Rutabaga and Carolyn successfully devise a plan to prevent Meryl Streep from retiring the same day as Portnoy's wedding. Although the wedding falls through at Todd's behest, Rutabaga and Carolyn are happy with how well they work as a team. Rutabaga returns to his family, and Princess Carolyn removes a positive pregnancy test from her purse.

Upon returning home with the baby doll, BoJack sees Hollyhock in the backyard and goes to talk with her. She confronts him about his recent absence and asks if she has done anything to alienate him. BoJack insists he is glad to have met her, and that his behavior is not her fault. Hollyhock reveals she sometimes experiences bouts of self-loathing herself, and asks if it will go away with time. Though saddened and shaken to hear this, BoJack tells her it will.

== Production ==
"Stupid Piece of Sh*t" was written by Alison Tafel, who joined the BoJack Horseman writing staff in season four.
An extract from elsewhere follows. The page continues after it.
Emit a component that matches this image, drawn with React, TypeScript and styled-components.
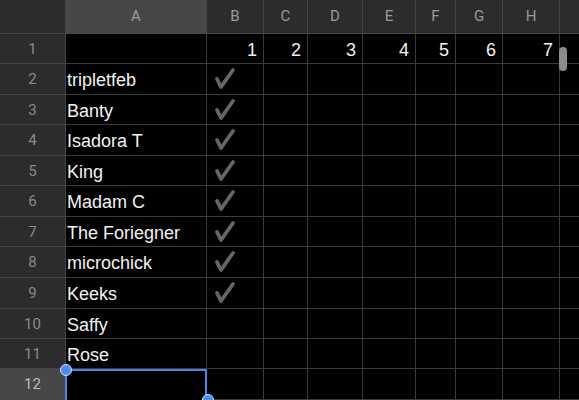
import React from "react";
import styled, { createGlobalStyle } from "styled-components";

const Global = createGlobalStyle`
  html, body { margin: 0; padding: 0; background: #000; overflow: hidden; }
  #root { width: 579px; height: 400px; overflow: hidden; }
`;

const COLS = [66, 141, 57, 44, 55, 53, 40, 47, 57, 40];
const ROWS = [34, 30, 31, 30, 31, 30, 31, 30, 31, 31, 30, 30, 31];
const LETTERS = ["A", "B", "C", "D", "E", "F", "G", "H", ""];
const NAMES = [
  "",
  "tripletfeb",
  "Banty",
  "Isadora T",
  "King",
  "Madam C",
  "The Foriegner",
  "microchick",
  "Keeks",
  "Saffy",
  "Rose",
  "",
];

const Sheet = styled.div`
  position: relative;
  width: 579px;
  height: 400px;
  overflow: hidden;
  display: grid;
  grid-template-columns: ${COLS.map((c) => c + "px").join(" ")};
  grid-template-rows: ${ROWS.map((r) => r + "px").join(" ")};
  font-family: Roboto, "Liberation Sans", sans-serif;
  background: #000;
`;

const Cell = styled.div<{ $align?: "left" | "right" }>`
  box-sizing: border-box;
  border-right: 1px solid #3a3a3a;
  border-bottom: 1px solid #3a3a3a;
  background: #000;
  color: #f2f2f2;
  font-family: "Liberation Sans", Arial, sans-serif;
  font-size: 18px;
  display: flex;
  align-items: center;
  justify-content: ${(p) => (p.$align === "right" ? "flex-end" : "flex-start")};
  padding: ${(p) => (p.$align === "right" ? "3px 6px 0 0" : "3px 0 0 1px")};
  white-space: nowrap;
  overflow: visible;
`;

const Corner = styled.div`
  box-sizing: border-box;
  background: #2c2c2c;
  border-right: 1px solid #444;
  border-bottom: 1px solid #444;
`;

const ColHead = styled.div<{ $active?: boolean }>`
  box-sizing: border-box;
  background: ${(p) => (p.$active ? "#474747" : "#2c2c2c")};
  border-right: 1px solid #444;
  border-bottom: 1px solid #4a4a4a;
  color: #9a9a9a;
  font-size: 15px;
  display: flex;
  align-items: center;
  justify-content: center;
  padding-bottom: 2px;
`;

const RowHead = styled.div<{ $active?: boolean }>`
  box-sizing: border-box;
  background: ${(p) => (p.$active ? "#474747" : "#2c2c2c")};
  border-right: 1px solid #444;
  border-bottom: 1px solid #444;
  color: ${(p) => (p.$active ? "#bdbdbd" : "#8a8a8a")};
  font-size: 15px;
  display: flex;
  align-items: center;
  justify-content: center;
`;

const CheckCell = styled(Cell)`
  padding: 0 0 0 7px;
`;

const Selected = styled(Cell)`
  border: 2px solid #4a86e8;
  border-bottom: none;
  margin-left: -1px;
`;

const Handle = styled.div<{ $x: number; $y: number }>`
  position: absolute;
  left: ${(p) => p.$x - 6}px;
  top: ${(p) => p.$y - 6}px;
  width: 12px;
  height: 12px;
  border-radius: 50%;
  background: #4f8cf0;
  border: 1px solid #dbe6fb;
  box-sizing: border-box;
`;

const Scroll = styled.div`
  position: absolute;
  left: 559px;
  top: 47px;
  width: 8px;
  height: 24px;
  border-radius: 4px;
  background: #8c8c8c;
`;

const Check = () => (
  <svg width="22" height="24" viewBox="0 0 22 24">
    <path
      d="M3 12 L7 20 L19 3"
      fill="none"
      stroke="#666"
      strokeWidth="3.8"
      strokeLinecap="round"
      strokeLinejoin="round"
    />
  </svg>
);

export default function App() {
  const cells: React.ReactNode[] = [];
  cells.push(<Corner key="corner" />);
  LETTERS.forEach((l, i) =>
    cells.push(
      <ColHead key={"h" + i} $active={l === "A"}>
        {l}
      </ColHead>
    )
  );
  for (let r = 1; r <= 12; r++) {
    cells.push(
      <RowHead key={"r" + r} $active={r === 12}>
        {r}
      </RowHead>
    );
    for (let c = 0; c < 9; c++) {
      const key = `c${r}-${c}`;
      if (c === 0) {
        if (r === 12) cells.push(<Selected key={key} />);
        else cells.push(<Cell key={key}>{NAMES[r - 1]}</Cell>);
      } else if (r === 1 && c <= 7) {
        cells.push(
          <Cell key={key} $align="right">
            {c}
          </Cell>
        );
      } else if (c === 1 && r >= 2 && r <= 9) {
        cells.push(
          <CheckCell key={key}>
            <Check />
          </CheckCell>
        );
      } else {
        cells.push(<Cell key={key} />);
      }
    }
  }
  return (
    <>
      <Global />
      <Sheet>
        {cells}
        <Scroll />
        <Handle $x={66} $y={370} />
        <Handle $x={208} $y={400} />
      </Sheet>
    </>
  );
}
The episode was directed by Anne Walker Farrell, who started working on the show in season 1 as a storyboard artist.

The episode was originally supposed to be told from the perspective of Princess Carolyn's assistant, Judah Mannowdog (voiced by Diedrich Bader). However, Judah's limited presence within the narrative made it difficult to tie his perspective into the adventures of most of the characters, and series creator Raphael Bob-Waksberg decided, in his words, that "the most interesting brain to be in is BoJack's."
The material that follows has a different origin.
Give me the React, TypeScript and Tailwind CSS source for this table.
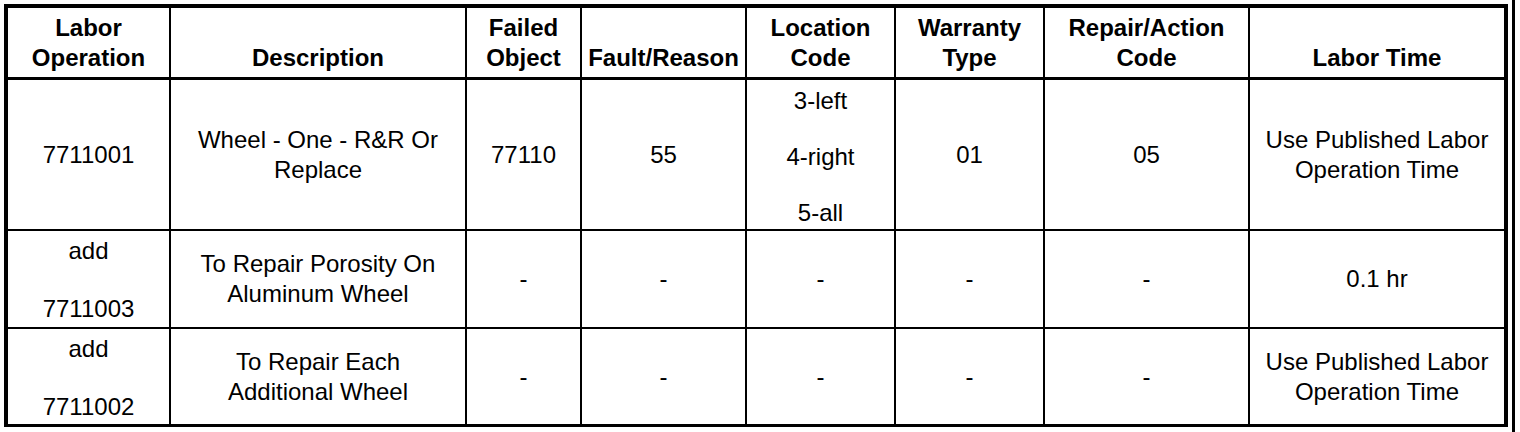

Series creator Raphael Bob-Waksberg said that the main themes of the season are family, particularly "what we do to our family, what we do to be in a family, as well as biological and created families," and "the stories we tell, particularly the internal story." Bob-Waksberg describes BoJack's internal monologue as resembling a DVD commentary, and the loose animation as "the way BoJack sees himself, which is very messy and unformed." The crude animations that represent BoJack's depression were designed by Farrell, assistant director Otto Murga, and production designer Lisa Hanawalt. Hanawalt told Vanity Fair that the cartoons were inspired by animation from the 1960s, as well as her own comics. She considers the episode to be "the gold standard of how to capture a mood with an art style."

== Reception ==
"Stupid Piece of Sh*t" received largely positive reviews from critics. Les Chappell of The A.V. Club gave the episode an "A" grade, calling it "brutally honest" and "completely accurate in [its] portrayal" of depression.

The episode's depiction of BoJack's depression was particularly lauded. Julia Alexander of Polygon praised the way in which Bob-Waksberg and BoJack Horseman "lean into" the "true horrors of depression," particularly when BoJack throws the baby doll over the side of his house. Writing for the Miami New Times, Chris Packham said that BoJack's internal monologue was depicted with the "unsparing realism" of someone suffering from depression. Nadine Kaslow, a chief psychologist and professor at Emory University School of Medicine, lauded the episode's characterization of depression, particularly the way in which BoJack's negative self-talk spirals push him lower.